Analyze the policy of Discriminatory Protection in the inter-war period. Did it truly benefit Indian industries like Steel and Sugar?

Following the Fiscal Commission Report of 1921, the British government adopted the policy of Discriminatory Protection. This was a response to the intense pressure from Indian nationalists for industrialization. However, the protection was "discriminatory" because it was granted only under very strict conditions, ensuring that Indian industrial growth did not harm British imperial interests.

1. The Three Conditions of Protection

An industry could only receive protection if it satisfied the "Triple Test":

  • The industry must possess natural advantages (like raw materials and labor).
  • The industry must be one that could not develop without protection.
  • The industry must eventually be able to face world competition without protection.

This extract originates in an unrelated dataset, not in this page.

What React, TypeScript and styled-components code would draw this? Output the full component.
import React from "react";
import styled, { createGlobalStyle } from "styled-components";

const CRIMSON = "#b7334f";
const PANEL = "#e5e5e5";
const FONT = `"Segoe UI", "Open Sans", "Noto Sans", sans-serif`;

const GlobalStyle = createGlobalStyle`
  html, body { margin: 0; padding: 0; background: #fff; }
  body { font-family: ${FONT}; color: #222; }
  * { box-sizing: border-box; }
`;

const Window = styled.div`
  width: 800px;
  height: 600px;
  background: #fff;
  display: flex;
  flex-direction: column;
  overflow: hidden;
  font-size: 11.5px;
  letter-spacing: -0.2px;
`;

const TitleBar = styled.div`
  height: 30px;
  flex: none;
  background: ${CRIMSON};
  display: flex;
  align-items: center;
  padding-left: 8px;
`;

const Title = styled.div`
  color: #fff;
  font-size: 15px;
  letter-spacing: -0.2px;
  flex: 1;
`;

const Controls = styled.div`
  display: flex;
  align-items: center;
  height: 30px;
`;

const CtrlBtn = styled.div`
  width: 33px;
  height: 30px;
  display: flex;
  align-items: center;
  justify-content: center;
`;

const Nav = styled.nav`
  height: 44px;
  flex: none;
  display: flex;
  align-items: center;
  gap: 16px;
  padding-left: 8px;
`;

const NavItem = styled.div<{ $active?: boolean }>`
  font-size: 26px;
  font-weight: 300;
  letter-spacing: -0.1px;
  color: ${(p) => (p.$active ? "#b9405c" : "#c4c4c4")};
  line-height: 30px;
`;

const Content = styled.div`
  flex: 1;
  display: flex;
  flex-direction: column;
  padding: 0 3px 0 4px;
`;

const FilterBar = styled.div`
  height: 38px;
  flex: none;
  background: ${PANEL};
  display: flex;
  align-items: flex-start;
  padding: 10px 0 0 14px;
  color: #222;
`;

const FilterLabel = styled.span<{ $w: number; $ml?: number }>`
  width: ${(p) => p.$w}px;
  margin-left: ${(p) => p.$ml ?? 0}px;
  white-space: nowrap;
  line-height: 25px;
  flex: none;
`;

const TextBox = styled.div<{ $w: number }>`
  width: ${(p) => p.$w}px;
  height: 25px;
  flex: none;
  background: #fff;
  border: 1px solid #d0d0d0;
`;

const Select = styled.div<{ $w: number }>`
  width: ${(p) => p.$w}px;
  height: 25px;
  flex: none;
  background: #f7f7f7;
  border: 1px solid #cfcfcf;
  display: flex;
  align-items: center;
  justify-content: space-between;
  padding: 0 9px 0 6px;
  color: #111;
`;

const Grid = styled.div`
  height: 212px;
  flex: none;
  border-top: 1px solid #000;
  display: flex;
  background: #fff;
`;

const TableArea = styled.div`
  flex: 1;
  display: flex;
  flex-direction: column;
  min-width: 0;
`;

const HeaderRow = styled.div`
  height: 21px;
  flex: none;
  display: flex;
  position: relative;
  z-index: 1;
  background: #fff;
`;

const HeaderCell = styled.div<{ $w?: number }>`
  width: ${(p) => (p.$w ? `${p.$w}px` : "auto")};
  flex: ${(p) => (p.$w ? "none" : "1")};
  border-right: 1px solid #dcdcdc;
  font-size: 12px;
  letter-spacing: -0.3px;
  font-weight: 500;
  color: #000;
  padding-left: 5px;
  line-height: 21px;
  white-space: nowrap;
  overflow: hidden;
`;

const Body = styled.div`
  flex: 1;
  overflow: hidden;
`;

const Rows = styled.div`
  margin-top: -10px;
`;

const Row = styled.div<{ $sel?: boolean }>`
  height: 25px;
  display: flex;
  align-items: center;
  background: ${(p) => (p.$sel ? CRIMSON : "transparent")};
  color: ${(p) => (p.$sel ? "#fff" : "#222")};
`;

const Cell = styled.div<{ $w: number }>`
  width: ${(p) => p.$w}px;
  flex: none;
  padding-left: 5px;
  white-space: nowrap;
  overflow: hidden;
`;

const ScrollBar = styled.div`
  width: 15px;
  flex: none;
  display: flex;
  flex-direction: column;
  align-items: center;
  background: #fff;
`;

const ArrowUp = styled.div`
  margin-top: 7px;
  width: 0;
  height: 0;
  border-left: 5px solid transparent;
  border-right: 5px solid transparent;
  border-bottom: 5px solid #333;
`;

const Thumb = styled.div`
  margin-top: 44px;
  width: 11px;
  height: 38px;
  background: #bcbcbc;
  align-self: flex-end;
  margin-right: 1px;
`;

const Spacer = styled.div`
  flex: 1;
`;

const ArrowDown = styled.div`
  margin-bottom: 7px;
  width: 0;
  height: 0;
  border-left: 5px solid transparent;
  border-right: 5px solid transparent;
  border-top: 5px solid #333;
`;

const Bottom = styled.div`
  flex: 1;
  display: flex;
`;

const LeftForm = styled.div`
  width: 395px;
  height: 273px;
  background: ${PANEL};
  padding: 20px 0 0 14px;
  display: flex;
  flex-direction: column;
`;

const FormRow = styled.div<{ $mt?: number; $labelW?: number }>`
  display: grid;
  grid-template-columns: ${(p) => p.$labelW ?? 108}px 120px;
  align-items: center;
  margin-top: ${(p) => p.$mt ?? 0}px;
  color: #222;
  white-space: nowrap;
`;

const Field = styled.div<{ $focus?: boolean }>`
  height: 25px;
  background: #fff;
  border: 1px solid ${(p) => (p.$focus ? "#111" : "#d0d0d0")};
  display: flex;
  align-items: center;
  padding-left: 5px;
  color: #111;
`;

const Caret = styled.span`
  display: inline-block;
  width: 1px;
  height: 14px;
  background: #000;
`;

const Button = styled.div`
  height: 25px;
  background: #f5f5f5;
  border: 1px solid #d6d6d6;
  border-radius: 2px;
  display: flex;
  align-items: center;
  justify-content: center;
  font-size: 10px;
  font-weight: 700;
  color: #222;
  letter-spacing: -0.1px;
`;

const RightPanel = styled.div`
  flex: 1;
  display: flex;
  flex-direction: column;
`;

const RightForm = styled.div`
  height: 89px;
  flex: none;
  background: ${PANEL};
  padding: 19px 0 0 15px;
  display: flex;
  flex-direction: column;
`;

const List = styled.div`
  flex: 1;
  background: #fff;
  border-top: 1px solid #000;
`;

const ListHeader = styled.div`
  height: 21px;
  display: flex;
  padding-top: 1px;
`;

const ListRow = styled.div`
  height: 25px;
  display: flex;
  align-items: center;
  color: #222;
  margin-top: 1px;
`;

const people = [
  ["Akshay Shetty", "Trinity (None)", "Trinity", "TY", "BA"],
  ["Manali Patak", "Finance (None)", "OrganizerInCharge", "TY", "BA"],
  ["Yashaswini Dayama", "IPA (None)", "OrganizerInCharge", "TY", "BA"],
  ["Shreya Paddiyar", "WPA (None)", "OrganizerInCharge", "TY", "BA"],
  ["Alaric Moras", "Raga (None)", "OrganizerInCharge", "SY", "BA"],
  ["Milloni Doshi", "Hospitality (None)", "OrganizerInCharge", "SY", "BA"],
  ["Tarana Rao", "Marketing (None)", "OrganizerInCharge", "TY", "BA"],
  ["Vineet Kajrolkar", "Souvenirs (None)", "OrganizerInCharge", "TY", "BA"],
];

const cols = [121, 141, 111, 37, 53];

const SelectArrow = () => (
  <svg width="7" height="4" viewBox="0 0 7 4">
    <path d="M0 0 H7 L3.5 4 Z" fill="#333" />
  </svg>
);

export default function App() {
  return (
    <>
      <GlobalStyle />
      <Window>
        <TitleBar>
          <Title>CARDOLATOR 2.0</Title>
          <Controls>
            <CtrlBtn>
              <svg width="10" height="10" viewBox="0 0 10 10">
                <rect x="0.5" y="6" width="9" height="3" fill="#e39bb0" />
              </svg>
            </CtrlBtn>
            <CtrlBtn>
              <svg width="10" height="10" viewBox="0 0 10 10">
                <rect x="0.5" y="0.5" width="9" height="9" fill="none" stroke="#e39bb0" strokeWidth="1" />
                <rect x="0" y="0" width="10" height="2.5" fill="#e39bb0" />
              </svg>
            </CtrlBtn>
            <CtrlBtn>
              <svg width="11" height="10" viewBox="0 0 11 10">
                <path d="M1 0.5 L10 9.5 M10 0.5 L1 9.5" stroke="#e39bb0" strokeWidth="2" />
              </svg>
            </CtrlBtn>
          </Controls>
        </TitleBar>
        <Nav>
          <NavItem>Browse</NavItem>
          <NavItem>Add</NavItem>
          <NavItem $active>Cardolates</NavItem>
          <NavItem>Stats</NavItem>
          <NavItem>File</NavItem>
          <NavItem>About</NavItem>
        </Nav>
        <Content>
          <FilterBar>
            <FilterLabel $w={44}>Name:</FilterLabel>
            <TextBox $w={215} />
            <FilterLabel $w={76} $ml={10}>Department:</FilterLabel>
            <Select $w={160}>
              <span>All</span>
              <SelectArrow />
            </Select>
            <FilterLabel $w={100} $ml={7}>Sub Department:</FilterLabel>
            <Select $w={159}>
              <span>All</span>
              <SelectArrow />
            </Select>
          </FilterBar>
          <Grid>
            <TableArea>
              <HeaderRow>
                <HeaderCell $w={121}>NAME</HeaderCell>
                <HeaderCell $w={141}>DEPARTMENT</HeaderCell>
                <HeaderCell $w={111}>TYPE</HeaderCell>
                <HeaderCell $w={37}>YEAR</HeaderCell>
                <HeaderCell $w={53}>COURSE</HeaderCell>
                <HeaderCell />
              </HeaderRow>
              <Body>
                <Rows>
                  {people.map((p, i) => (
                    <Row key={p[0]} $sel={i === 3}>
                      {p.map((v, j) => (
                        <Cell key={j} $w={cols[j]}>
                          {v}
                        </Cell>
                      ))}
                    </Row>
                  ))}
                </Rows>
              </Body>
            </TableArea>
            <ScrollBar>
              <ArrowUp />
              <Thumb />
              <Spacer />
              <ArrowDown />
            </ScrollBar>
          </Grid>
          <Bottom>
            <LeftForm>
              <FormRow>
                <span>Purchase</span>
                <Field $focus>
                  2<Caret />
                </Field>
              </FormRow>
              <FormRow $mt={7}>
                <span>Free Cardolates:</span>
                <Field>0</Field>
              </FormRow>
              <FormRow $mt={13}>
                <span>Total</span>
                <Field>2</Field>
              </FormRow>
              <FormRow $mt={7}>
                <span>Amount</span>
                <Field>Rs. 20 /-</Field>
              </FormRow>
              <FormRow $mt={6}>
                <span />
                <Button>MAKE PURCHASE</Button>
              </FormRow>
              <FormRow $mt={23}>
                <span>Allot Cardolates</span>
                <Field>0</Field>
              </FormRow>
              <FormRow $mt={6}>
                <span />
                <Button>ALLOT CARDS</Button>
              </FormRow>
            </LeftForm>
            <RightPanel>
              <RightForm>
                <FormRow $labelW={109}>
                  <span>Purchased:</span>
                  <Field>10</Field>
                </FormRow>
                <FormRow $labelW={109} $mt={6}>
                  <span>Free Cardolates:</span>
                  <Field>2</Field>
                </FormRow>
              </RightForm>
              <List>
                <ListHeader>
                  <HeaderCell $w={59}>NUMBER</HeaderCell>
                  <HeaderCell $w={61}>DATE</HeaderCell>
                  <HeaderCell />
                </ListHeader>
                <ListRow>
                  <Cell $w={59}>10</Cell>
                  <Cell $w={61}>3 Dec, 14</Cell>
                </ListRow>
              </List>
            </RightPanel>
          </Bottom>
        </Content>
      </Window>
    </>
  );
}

2. Impact on the Steel Industry

The Iron and Steel industry (TISCO) was the first to receive protection in 1924:

  • Benefit: Protection helped TISCO survive the global slump and competition from cheap Continental steel. It allowed the industry to expand its capacity.
  • Limitation: The British introduced Imperial Preference within the protection. Duties were lower on British steel compared to others, ensuring that the British still held a dominant share of the Indian market.

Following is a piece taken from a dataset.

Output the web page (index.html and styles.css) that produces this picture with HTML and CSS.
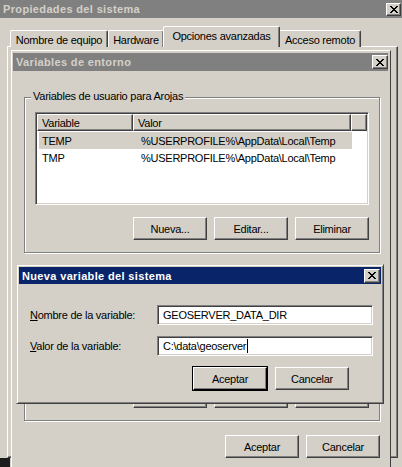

3. Impact on the Sugar Industry

The Sugar industry was granted protection in 1932:

  • Massive Growth: This was the most successful case of protection. Within a few years, the number of sugar mills rose from 30 to over 130.
  • Self-Sufficiency: India shifted from being a major importer of sugar (mainly from Java) to being nearly self-sufficient. It also provided a boost to sugarcane farmers during the Great Depression.

4. Overall Evaluation: Did it "Truly" Benefit?

  • Lopsided Growth: While consumer industries like Sugar, Match, and Paper grew, Heavy and Capital goods industries (like machinery) were neglected because they competed directly with Britain.
  • Revenue vs. Growth: The British often used these tariffs more for raising revenue than for genuine industrial promotion.
  • Imperial Preference: The benefit to Indian industries was always subordinated to the needs of the British economy through "Imperial Preference."

Conclusion

In conclusion, the policy of Discriminatory Protection was a half-hearted attempt at industrialization. While it provided a lifeline to the Steel industry and led to a "sugar revolution," its scope was too narrow. By imposing rigid conditions and favoring British imports, the policy ensured that India remained industrially backward in key sectors, serving as a classic example of colonial economic manipulation.